Whatever the NFL decides regarding the pandemic, it will need to get everyone on board. Don’t think that’ll be a problem? Well, talk to MLB about that.

“That’s the challenge,” Tagliabue said on Tiki & Tierney. “You got a lot of constituents in sports. In many collective-bargaining situations, there’s one or two employers. Here you got 32 different employers. Sometimes what’s good for one group is terrible for another. . . . It takes time and a little bit of luck, and it takes a little bit of risk-taking, too. Each side has got to take some risks.”

Tagliabue, who served as commissioner from 1989 to 2006, believes the coronavirus pandemic is the toughest challenge any commissioner has had to face.
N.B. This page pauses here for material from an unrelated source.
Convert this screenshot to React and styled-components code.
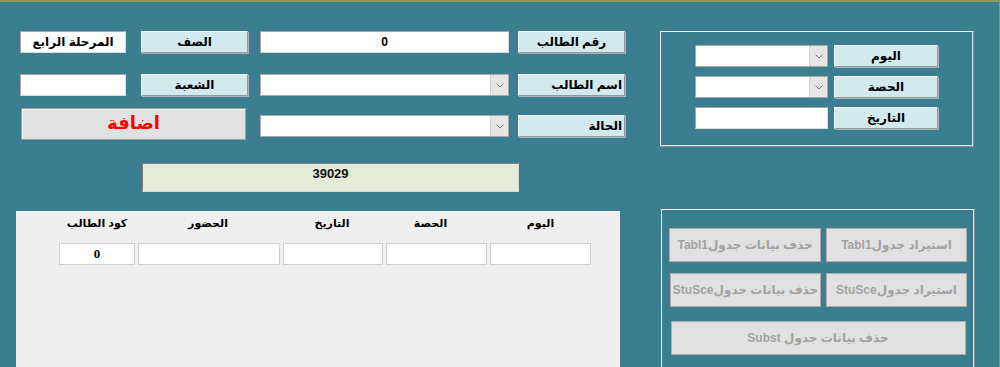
import React from 'react';
import styled, { createGlobalStyle } from 'styled-components';

const GlobalStyle = createGlobalStyle`
  html, body {
    margin: 0;
    padding: 0;
    overflow: hidden;
  }
  body {
    font-family: "Liberation Sans", "DejaVu Sans", sans-serif;
  }
`;

const Page = styled.div`
  width: 1000px;
  height: 367px;
  box-sizing: border-box;
  background: #3a7e8f;
  border-top: 2px solid #8c9a5a;
  border-right: 1px solid #7f9a78;
  padding-top: 29px;
  overflow: hidden;
  display: flex;
  flex-direction: column;
`;

const TopSection = styled.div`
  display: flex;
  align-items: flex-start;
  height: 161px;
`;

const StudentForm = styled.div`
  margin-left: 20px;
  display: grid;
  grid-template-columns: 121px 119px 258px 108px;
  grid-template-rows: 43px 34px 55px 29px;
`;

const Label = styled.div`
  box-sizing: border-box;
  width: ${(p) => p.$w || 107}px;
  height: 22px;
  background: #d2e9f0;
  border: 1px solid;
  border-color: #f4f9fb #8f9a9d #8f9a9d #f4f9fb;
  box-shadow: 1px 1px 0 #a9b3b6;
  font-size: 12px;
  font-weight: bold;
  color: #000;
  direction: rtl;
  display: flex;
  align-items: center;
  justify-content: ${(p) => (p.$right ? 'flex-start' : 'center')};
  padding: 0 2px 1px;
  align-self: start;
  margin-top: ${(p) => p.$top || 0}px;
`;

const TextBox = styled.div`
  box-sizing: border-box;
  width: ${(p) => p.$w}px;
  height: 22px;
  background: #fff;
  border: 1px solid;
  border-color: #a3a3a3 #dcdcdc #dcdcdc #a3a3a3;
  font-size: 12px;
  font-weight: bold;
  color: #000;
  direction: rtl;
  display: flex;
  align-items: center;
  justify-content: center;
  padding-bottom: 1px;
`;

const ComboBox = styled.div`
  box-sizing: border-box;
  width: ${(p) => p.$w}px;
  height: 22px;
  background: #fff;
  border: 1px solid #a8a8a8;
  display: flex;
  justify-content: flex-end;
  margin-top: ${(p) => p.$top || 0}px;
`;

const DropButton = styled.div`
  width: 17px;
  height: 100%;
  background: #e6e6e6;
  border-left: 1px solid #d0d0d0;
  display: flex;
  align-items: center;
  justify-content: center;
`;

const AddButton = styled.button`
  box-sizing: border-box;
  grid-column: 1 / 3;
  width: 225px;
  height: 32px;
  margin: 0 0 0 1px;
  background: #e1e1e1;
  border: 1px solid #a0a0a0;
  box-shadow: inset 1px 1px 0 #f5f5f5;
  color: #ff0000;
  font-family: "DejaVu Sans", sans-serif;
  font-size: 18px;
  font-weight: bold;
  padding: 0 0 4px;
  direction: rtl;
`;

const CounterBox = styled.div`
  box-sizing: border-box;
  grid-column: 2 / 4;
  margin-left: 1px;
  width: 377px;
  height: 29px;
  background: #e4ebd6;
  border: 1px solid;
  border-color: #7d7d7d #d8dccf #d8dccf #7d7d7d;
  font-size: 13px;
  font-weight: bold;
  text-align: center;
  padding-top: 2px;
  color: #111;
`;

const GroupBox = styled.div`
  box-sizing: border-box;
  width: ${(p) => p.$w}px;
  height: ${(p) => (p.$h ? `${p.$h}px` : 'auto')};
  margin-left: ${(p) => p.$left}px;
  border: 1px solid;
  border-color: #f2f2f2 #8a8a8a #8a8a8a #f2f2f2;
  box-shadow: inset -1px -1px 0 #e0e6e8;
`;

const ScheduleGrid = styled.div`
  display: grid;
  grid-template-columns: 133px 104px;
  column-gap: 6px;
  row-gap: 9px;
  padding: 13px 0 0 34px;
`;

const BottomSection = styled.div`
  display: flex;
  align-items: flex-start;
  flex: 1;
  margin-top: 17px;
`;

const RecordPanel = styled.div`
  width: 604px;
  height: 160px;
  margin: 2px 0 0 16px;
  background: #efefef;
  display: grid;
  grid-template-columns: 76px 142px 100px 101px 101px;
  grid-template-rows: 21px 22px;
  column-gap: 3px;
  row-gap: 9px;
  align-content: start;
  padding: 2px 0 0 43px;
  box-sizing: border-box;
`;

const ColumnHead = styled.div`
  font-size: 11px;
  font-weight: bold;
  text-align: center;
  align-self: center;
  color: #000;
  direction: rtl;
  transform: translateX(${(p) => p.$shift || 0}px);
`;

const Cell = styled.div`
  box-sizing: border-box;
  height: 22px;
  background: #fff;
  border: 1px solid #cfcfcf;
  font-size: 13px;
  font-weight: bold;
  font-family: "Liberation Serif", serif;
  display: flex;
  align-items: center;
  justify-content: center;
`;

const ToolGrid = styled.div`
  display: grid;
  grid-template-columns: 152px 141px;
  column-gap: 5px;
  row-gap: 11px;
  padding: 18px 0 0 7px;
`;

const ToolButton = styled.button`
  box-sizing: border-box;
  height: 34px;
  width: ${(p) => p.$w || 'auto'};
  grid-column: ${(p) => (p.$wide ? '1 / 3' : 'auto')};
  justify-self: ${(p) => (p.$wide ? 'center' : 'stretch')};
  margin: ${(p) => (p.$wide ? '3px 0 0' : '0')};
  margin-left: ${(p) => p.$nudge || 0}px;
  background: #e1e1e1;
  border: 1px solid #adadad;
  color: #a2a2a2;
  font-family: "Liberation Sans", "DejaVu Sans", sans-serif;
  font-size: 12px;
  font-weight: bold;
  direction: rtl;
  white-space: nowrap;
  padding: 0 1px;
`;

const Chevron = () => (
  <svg width="8" height="5" viewBox="0 0 8 5">
    <path d="M0.5 0.5 L4 4 L7.5 0.5" fill="none" stroke="#7a7a7a" strokeWidth="1" />
  </svg>
);

const Combo = ({ w, top }) => (
  <ComboBox $w={w} $top={top}>
    <DropButton>
      <Chevron />
    </DropButton>
  </ComboBox>
);

const headers = [
  { text: 'كود الطالب', shift: 0 },
  { text: 'الحضور', shift: -1 },
  { text: 'التاريخ', shift: -1 },
  { text: 'الحصة', shift: -6 },
  { text: 'اليوم', shift: 0 },
];

const App = () => (
  <>
    <GlobalStyle />
    <Page>
      <TopSection>
        <StudentForm>
          <TextBox $w={106}>المرحلة الرابع</TextBox>
          <Label>الصف</Label>
          <TextBox $w={249}>0</TextBox>
          <Label>رقم الطالب</Label>

          <TextBox $w={106}></TextBox>
          <Label>الشعبة</Label>
          <Combo w={249} />
          <Label $right>اسم الطالب</Label>

          <AddButton>اضافة</AddButton>
          <Combo w={249} top={7} />
          <Label $right $top={7}>الحالة</Label>

          <span />
          <CounterBox>39029</CounterBox>
        </StudentForm>

        <GroupBox $w={314} $h={116} $left={34}>
          <ScheduleGrid>
            <Combo w={133} />
            <Label $w={104}>اليوم</Label>
            <Combo w={133} />
            <Label $w={104}>الحصة</Label>
            <TextBox $w={133}></TextBox>
            <Label $w={104}>التاريخ</Label>
          </ScheduleGrid>
        </GroupBox>
      </TopSection>

      <BottomSection>
        <RecordPanel>
          {headers.map((h) => (
            <ColumnHead key={h.text} $shift={h.shift}>
              {h.text}
            </ColumnHead>
          ))}
          <Cell>0</Cell>
          <Cell />
          <Cell />
          <Cell />
          <Cell />
        </RecordPanel>

        <GroupBox $w={314} $h={170} $left={41}>
          <ToolGrid>
            <ToolButton>حذف بيانات جدولTabl1</ToolButton>
            <ToolButton>استيراد جدولTabl1</ToolButton>
            <ToolButton $nudge={1}>حذف بيانات جدولStuSce</ToolButton>
            <ToolButton>استيراد جدولStuSce</ToolButton>
            <ToolButton $wide $w="295px">حذف بيانات جدول Subst</ToolButton>
          </ToolGrid>
        </GroupBox>
      </BottomSection>
    </Page>
  </>
);

export default App;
“I can’t think of one [more difficult],” he said. “I can’t think of one for the NFL, and I can’t think of one for the nation. I’ve been listening to historians talk about this issue and people who are familiar with the pandemic in 1918 . . . but one historian said that this is the first time in our nation’s history where every citizen has been, in effect, in combat. . . . Here, everyone is a direct potential target of this combat with this virus. That’s unprecedented. We’ve never had a situation where everyone had to be locked down, as we’re doing right now. To me, I think the historians who are saying this is unprecedented got it right.”

As for the Rooney Rule, NFL owners were considering a proposal that would have offered draft-based incentives for teams to hire minority head coaches and general managers. Ultimately, the owners shelved that proposal but made other changes to the rule.

Tagliabue believes the Rooney Rule has come a long way in the last 17 years.

“I think there’s a big difference between today and 2003,” he said. “Seventeen of the 32 clubs have had African-American head coaches. When I became commissioner, there were none in 1989. Today you have 17 teams who have hired African-American coaches, and Carolina and Washington have had Ron Rivera. Al Davis had Tom Flores. So roughly two-thirds of the league have had [minority] coaches. Six or seven of the teams have had two African-American coaches. So whatever the issues are today, they’re different from what they were in 2003. You can’t just go back and say, ‘This is what we did then. This is what we have to do now.’ Which is why I think it’s so important that the competition committee and the diversity committee and the commissioner are all working on this together.”